Tipp 1: Eine ganz einfache To-Do-Liste schreiben, nicht zu ausschweifend. Schreibt euch genau das auf, was noch erledigt werden muss - die Reihenfolge ist erstmal egal. Ihr habt direkt einen besseren Überblick und die Dinge, die lange im Kopf verweilt haben, sind raus. 

Tipp 2: Nach der Aufstellung der To-Do-Liste könnt ihr euch dann um die Priorisierung der To-Do’s kümmern. So verschafft ihr euch einen besseren Überblick.

Tipp 3: Es ist sinnvoll, sich Pausen zu setzen, nur sollten die nicht mehr Zeit in Anspruch nehmen als das, was ihr zu erledigen habt. Eine kurze Verschnaufpause an der frischen Luft zum Beispiel kann Wunder bewirken!

Tipp 4: In die Bibliothek oder einen anderen neutralen Ort gehen. Zuhause wird man häufiger abgelenkt und neigt dazu, anderen Dingen den Vorrang zu geben.

Tipp 5: Handy weg in den Lern- und Schreibphasen! Mal kurz auf Instagram, mal kurz auf WhatsApp und schon ist wieder eine Stunde vergangen. Je nach Inhalt wird die Konzentrationsfähigkeit ebenfalls geringer. Ihr tut euch einen Gefallen, wenn ihr das Handy – wenn auch nur für kurze Etappen, zum Beispiel immer wieder für eine Stunde – weglegt. 

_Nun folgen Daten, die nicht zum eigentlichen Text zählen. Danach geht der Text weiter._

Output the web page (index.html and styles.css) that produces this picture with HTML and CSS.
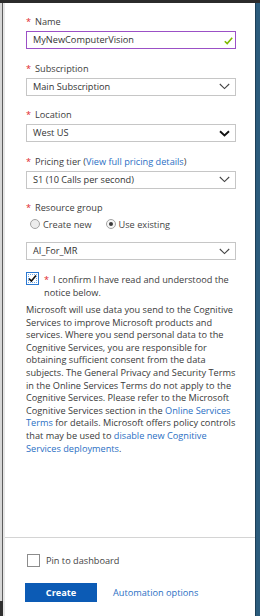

Prokrastination ist ein Thema, von dem wahrscheinlich jeder schon gehört oder es selbst erlebt hat. Es ist normal, Dinge zu priorisieren und dadurch Anderes aufzuschieben – schließlich sind wir alle nur Menschen. Doch gibt es da wesentliche Unterschiede. Werden plötzlich unnötige Kleinigkeiten wichtiger als das, was wirklich dringend erledigt werden muss, sollten schon die ersten Alarmglocken klingeln. Denn verfällt man hier in ein Muster, können die Folgen unangenehmer sein als das, was aufgeschoben wurde.